Perhaps ultimately, this is so, i.e., ultimately we can
"justify" our goings-on by nothing more than saying that we find
this natural or inevitable. (Once again, though, this is not true only for
isolated individuals but for anyone, for the sceptical argument is an
equal opportunity argument). However, even in the isolated case, we can
make perfect sense of saying that his/her response is out of step with
plus or quus or minus or times, etc. Indeed, no one is licensed to say 68
+ 57 = 5 when '+' refers to plus, nor that 68 + 57 = 125 when '+' refers
to quus.
- No one
else by looking at his [i.e., the person considered in isolation] mind and
behavior alone can say something like, "He is wrong if he does not
accord with his own past intentions"; the whole point of the
sceptical argument was that there can be no facts about him in virtue of
which he accords with his intentions or not. All we can say, if we consider
a single person in isolation, is that our ordinary practice licenses him
to apply the rule in the way it strikes him. (K, p. 88).
COMMENTARY: The
simplest way to criticize this passage is by asking how or why does KW
think he can get from the first sentence to the second sentence? I myself
see no legitimate route. Unless we suppose that an inability to speak of
someone's intentions concerning rule following leads, willy-nilly, to
licensing any old way someone wishes to follow a rule, we must be dubious
of KW's move here. Most importantly however, we need to appreciate that
such a supposition would mean that all we can say of anyone at all, not
just a single person considered in isolation, is that our ordinary
practice licenses them to apply the rule in the way it strikes them to
follow it. For the fact is that the sceptical argument shows, for anyone
at all, the futility of appealing to someone's intentions to make sense of
his/her rule-following. More simply put, we know
for certain that however KW ends up making sense of rule following talk,
he will not make any references to someone's intentions. (See, K, p. 91).

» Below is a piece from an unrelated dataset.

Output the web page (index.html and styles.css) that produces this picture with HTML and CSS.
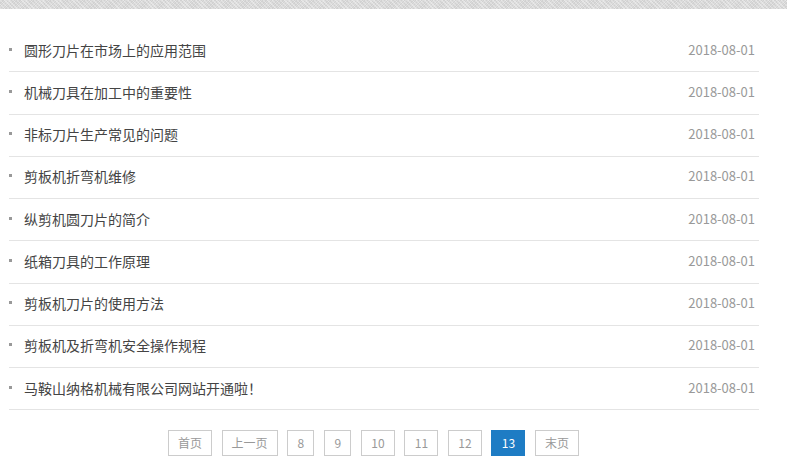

As such, that we cannot say of someone considered in isolation, "He
is wrong if he does not accord with his own past intentions", is true
enough but nonetheless irrelevant to whether it is possible to make sense
of such a person following rules. For KW will not and does not require us
to uncover someone's intentions in order to make sense of his/her
following rules. Thus, KW's move from sentence one to sentence two is
illegitimate since he rejects the principle under which such a move would
be legitimate, viz., that rule following requires access to someone's
intentions regarding rule following.
Most importantly, the fact that KW's move here is illegitimate shows that
KW never establishes that private language or rule following is impossible
for someone "considered in isolation", in any sense in which it
is not also impossible for people not so considered. The simple truth is
that Kripke has not shown (and cannot show) that we are unable to say of
an ICI that his/her way of following a rule is out of step with some
particular rule or other. For example, if an ICI says 68 + 57 is 5, we can
say of him/her that s/he is not plussing; if s/he says 68 + 57 is 125, we
can say s/he is not quussing. We can then say of an ICI much more than
s/he is licensed to follow "the rule" in the way it strikes
him/her. Furthermore, all of this is included in our "ordinary
practice". (For those overly astute readers worried that I am
obviously ignoring the fact that my response here obviously requires
appeal to a community, (and so vindicating KW's point that it takes a
community to speak a language), see my comments to passages from p. 110 of
Kripke's book, as well as most of the remaining commentary on this page).
- But of
course this is not our usual
concept of following a rule. It is by no means the case that, just because
someone thinks he is following a rule, there is no room for a judgement
that he is not really doing so. . . . If there
could be no justification for anyone to say of a person . . . that his
confidence that he is following some rule is misplaced, or of a person . .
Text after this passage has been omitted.